Keeping Patients Hospitalized One More Day Has Multiple Benefits
It turns out that keeping patients in the hospital for just one day longer can saves lives, lower costs and reduce readmissions. That's the conclusion of one study from the Columbia University Business School entitled "Should Hospitals Keep Their Patients Longer?"
The study's authors, two professors and a PhD student, found that waiting an extra day to discharge patients can:
Reduce the mortality risk for pneumonia patients by 22 percent;
•Reduce the mortality risk for heart attack patients by 7 percent;
•Result in five-to-six times more lives being saved compared with outpatient care; and
•Decrease the risk of readmission for severe heart attack patients by 7 percent.

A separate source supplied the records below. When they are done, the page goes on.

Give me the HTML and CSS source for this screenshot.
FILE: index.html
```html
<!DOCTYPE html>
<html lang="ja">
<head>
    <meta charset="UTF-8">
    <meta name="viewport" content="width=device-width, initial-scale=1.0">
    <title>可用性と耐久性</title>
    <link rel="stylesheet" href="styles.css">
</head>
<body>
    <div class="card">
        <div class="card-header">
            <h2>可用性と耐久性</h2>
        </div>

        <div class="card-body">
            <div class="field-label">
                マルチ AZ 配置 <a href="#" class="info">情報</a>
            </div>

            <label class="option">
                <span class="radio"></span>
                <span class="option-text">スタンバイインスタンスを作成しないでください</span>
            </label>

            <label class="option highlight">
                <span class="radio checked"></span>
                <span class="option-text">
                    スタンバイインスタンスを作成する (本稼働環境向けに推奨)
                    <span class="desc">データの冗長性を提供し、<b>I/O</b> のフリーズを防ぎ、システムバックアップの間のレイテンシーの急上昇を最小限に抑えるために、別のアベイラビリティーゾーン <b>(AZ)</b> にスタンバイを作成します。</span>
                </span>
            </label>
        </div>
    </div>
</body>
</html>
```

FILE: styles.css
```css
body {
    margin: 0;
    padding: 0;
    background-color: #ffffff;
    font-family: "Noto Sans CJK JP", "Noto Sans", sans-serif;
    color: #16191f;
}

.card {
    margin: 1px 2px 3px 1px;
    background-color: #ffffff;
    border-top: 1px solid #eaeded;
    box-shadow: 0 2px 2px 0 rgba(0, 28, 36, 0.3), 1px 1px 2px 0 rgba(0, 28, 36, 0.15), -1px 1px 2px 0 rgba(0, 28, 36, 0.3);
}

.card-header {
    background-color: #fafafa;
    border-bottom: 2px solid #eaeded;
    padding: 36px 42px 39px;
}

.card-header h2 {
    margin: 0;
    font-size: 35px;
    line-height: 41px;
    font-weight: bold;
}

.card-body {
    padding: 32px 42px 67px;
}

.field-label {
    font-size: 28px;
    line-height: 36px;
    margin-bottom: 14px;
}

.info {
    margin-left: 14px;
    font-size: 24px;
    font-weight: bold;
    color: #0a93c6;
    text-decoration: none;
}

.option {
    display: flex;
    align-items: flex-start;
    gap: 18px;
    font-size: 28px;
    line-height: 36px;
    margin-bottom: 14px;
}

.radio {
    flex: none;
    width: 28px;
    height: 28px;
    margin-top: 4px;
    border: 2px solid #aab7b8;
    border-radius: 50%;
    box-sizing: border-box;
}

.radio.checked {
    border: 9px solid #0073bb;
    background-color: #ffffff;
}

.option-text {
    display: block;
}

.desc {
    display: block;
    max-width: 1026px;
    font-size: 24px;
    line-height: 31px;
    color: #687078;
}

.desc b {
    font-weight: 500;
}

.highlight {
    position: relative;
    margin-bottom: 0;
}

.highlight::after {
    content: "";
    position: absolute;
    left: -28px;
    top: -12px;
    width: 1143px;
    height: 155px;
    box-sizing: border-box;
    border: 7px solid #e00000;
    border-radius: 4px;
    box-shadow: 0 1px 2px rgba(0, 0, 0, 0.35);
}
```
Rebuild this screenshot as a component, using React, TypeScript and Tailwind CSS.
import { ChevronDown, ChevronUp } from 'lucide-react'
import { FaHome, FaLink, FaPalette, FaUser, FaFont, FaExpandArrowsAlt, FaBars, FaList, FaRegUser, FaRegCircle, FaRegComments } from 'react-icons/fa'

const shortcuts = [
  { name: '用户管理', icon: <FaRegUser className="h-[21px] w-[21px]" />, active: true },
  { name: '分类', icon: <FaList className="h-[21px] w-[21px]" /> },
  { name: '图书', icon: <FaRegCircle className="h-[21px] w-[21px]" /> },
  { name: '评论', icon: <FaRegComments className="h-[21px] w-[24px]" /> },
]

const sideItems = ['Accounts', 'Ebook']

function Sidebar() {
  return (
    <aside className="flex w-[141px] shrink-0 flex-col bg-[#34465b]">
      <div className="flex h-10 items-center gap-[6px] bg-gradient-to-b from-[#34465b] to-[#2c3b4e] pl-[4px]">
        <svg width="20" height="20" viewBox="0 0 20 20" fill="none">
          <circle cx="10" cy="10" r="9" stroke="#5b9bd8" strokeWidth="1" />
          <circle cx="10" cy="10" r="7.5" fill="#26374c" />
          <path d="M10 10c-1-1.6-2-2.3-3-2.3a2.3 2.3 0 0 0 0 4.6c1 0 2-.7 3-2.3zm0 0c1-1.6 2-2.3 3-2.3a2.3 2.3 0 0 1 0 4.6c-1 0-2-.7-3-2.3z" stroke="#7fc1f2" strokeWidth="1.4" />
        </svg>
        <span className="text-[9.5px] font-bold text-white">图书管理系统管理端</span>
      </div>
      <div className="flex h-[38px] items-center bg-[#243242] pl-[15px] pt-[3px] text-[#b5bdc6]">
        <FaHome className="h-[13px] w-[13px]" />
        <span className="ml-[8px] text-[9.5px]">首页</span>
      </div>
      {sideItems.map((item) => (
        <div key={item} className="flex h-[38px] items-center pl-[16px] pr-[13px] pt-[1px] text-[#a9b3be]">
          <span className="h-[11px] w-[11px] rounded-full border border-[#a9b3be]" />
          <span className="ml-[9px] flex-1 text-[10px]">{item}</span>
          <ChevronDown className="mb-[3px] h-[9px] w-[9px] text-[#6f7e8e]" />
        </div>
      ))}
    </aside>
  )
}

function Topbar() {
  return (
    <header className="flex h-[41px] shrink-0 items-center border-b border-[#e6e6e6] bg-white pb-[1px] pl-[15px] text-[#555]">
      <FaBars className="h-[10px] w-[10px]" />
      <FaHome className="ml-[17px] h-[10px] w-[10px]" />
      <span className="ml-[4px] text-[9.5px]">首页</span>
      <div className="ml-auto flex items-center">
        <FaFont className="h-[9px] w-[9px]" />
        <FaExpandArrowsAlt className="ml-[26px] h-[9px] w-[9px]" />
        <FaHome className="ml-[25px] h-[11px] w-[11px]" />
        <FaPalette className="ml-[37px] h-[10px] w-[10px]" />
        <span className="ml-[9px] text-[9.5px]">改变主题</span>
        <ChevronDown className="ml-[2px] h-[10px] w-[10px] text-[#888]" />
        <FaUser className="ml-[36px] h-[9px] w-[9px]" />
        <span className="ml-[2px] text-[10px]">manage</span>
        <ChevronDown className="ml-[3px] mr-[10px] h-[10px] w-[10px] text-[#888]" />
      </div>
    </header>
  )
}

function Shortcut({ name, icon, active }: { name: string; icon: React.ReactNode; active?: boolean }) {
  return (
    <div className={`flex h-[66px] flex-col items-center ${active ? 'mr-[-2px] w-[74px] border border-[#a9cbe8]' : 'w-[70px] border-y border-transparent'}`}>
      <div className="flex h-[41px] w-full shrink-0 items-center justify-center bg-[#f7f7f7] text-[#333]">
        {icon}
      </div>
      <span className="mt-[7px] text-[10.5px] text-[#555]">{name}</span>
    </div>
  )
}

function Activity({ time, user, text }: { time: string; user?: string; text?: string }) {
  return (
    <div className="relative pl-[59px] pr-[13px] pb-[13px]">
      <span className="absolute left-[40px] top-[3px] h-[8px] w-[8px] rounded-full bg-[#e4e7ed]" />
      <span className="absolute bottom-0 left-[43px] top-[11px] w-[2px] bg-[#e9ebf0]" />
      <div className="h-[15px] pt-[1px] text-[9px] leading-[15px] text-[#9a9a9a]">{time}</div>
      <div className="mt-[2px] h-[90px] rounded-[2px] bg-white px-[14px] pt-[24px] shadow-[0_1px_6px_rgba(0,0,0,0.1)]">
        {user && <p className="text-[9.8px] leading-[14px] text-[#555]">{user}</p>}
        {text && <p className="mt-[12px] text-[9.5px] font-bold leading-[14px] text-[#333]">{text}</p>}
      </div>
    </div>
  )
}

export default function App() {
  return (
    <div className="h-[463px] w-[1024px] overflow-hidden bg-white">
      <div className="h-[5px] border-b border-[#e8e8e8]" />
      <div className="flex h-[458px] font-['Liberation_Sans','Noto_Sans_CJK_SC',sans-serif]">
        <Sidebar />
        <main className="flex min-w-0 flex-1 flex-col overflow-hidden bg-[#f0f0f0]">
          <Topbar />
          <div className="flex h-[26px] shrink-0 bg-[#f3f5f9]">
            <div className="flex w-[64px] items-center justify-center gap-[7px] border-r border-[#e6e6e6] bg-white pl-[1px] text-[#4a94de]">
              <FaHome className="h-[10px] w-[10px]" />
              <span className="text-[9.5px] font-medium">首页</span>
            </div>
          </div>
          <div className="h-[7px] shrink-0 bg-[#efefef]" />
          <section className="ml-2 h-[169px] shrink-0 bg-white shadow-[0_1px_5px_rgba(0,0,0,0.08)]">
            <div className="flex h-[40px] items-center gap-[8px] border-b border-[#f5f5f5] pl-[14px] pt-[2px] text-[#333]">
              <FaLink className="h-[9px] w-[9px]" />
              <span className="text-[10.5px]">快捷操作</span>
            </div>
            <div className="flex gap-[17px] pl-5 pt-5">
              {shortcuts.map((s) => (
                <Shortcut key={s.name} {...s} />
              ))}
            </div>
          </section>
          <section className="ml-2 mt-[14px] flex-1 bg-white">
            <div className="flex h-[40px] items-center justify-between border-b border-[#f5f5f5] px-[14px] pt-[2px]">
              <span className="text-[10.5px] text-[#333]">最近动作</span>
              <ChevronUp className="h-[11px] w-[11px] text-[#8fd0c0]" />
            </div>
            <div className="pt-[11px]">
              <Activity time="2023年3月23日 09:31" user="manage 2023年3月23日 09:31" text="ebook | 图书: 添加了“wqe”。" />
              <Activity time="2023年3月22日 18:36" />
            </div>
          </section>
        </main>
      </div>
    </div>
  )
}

The Columbia University researchers also found that keeping patients in the hospital one day longer often costs less than discharging them and scheduling them for follow-up outpatient care.
These findings may be particularly valuable given that the Affordable Care Act imposes stiff penalties for readmissions of Medicare patients with heart failure, acute myocardial infarction or pneumonia.
Those penalties get higher every year. In addition, on Oct. 1, 2014, the Centers for Medicare and Medicaid Services added more conditions to the readmissions penalty list: acute exacerbation of chronic obstructive pulmonary disease; elective total hip arthroplasty; and total knee arthroplasty.
In fiscal 2013, about 18 percent of Medicare patients were readmitted to the hospital within 30 days of discharge. That was about two million patients and the cost to Medicare was $26 billion. CMS officials estimated that $17 billion of that was spent on potentially avoidable readmissions.
Those readmissions resulted in fines of $428 million, not nearly enough to recoup the costs to taxpayers.
Some hospitals have said the penalties for readmissions are unfair because they penalize hospitals for circumstances beyond their control, such as patients' post-discharge behavior.
The Columbia University researchers stated that keeping patients hospitalized for an extra day would help them reach a higher level of stability and would give doctors and nurses more time to educate them about post-discharge behavior.
Some of their more detailed findings:
•Letting high-severity heart-failure patients stay in the hospital for one more day decreases their readmission risk by 7 percent.
•Medicare fee-for-service patients are more likely to be readmitted than Medicare Advantage patients are. That's because Medicare Advantage patients have policies with private-sector insurance companies that are reimbursed by Medicare. Medicare may not cover the insurance companies' costs, so the companies have an incentive to reduce readmissions by paying for better primary and outpatient care, the study stated.
•Keeping all pneumonia patients who have Medicare fee-for-service plans in the hospital for an extra day would save 19,063 lives, while switching them to Medicare Advantage would save only 3,177 lives.
The Columbia University study was not the first to examine the relationship between length of hospital stays and readmissions, but it appears to be the first to show a connection between them.
One previous study found no relationship. Another study found an increase in readmissions and a decrease in hospital lengths of stay and mortality, but failed to find the two issues were connected.
Unlike the others, the Columbia University study focused only on the three conditions that are subject to Medicare readmission penalties -- heart failure, acute myocardial infarction and pneumonia.
"To the best of our knowledge, we are the first to explore how hospitals may modify inpatient care as an appropriate and desirable response to the new Medicare penalties," stated the study's authors.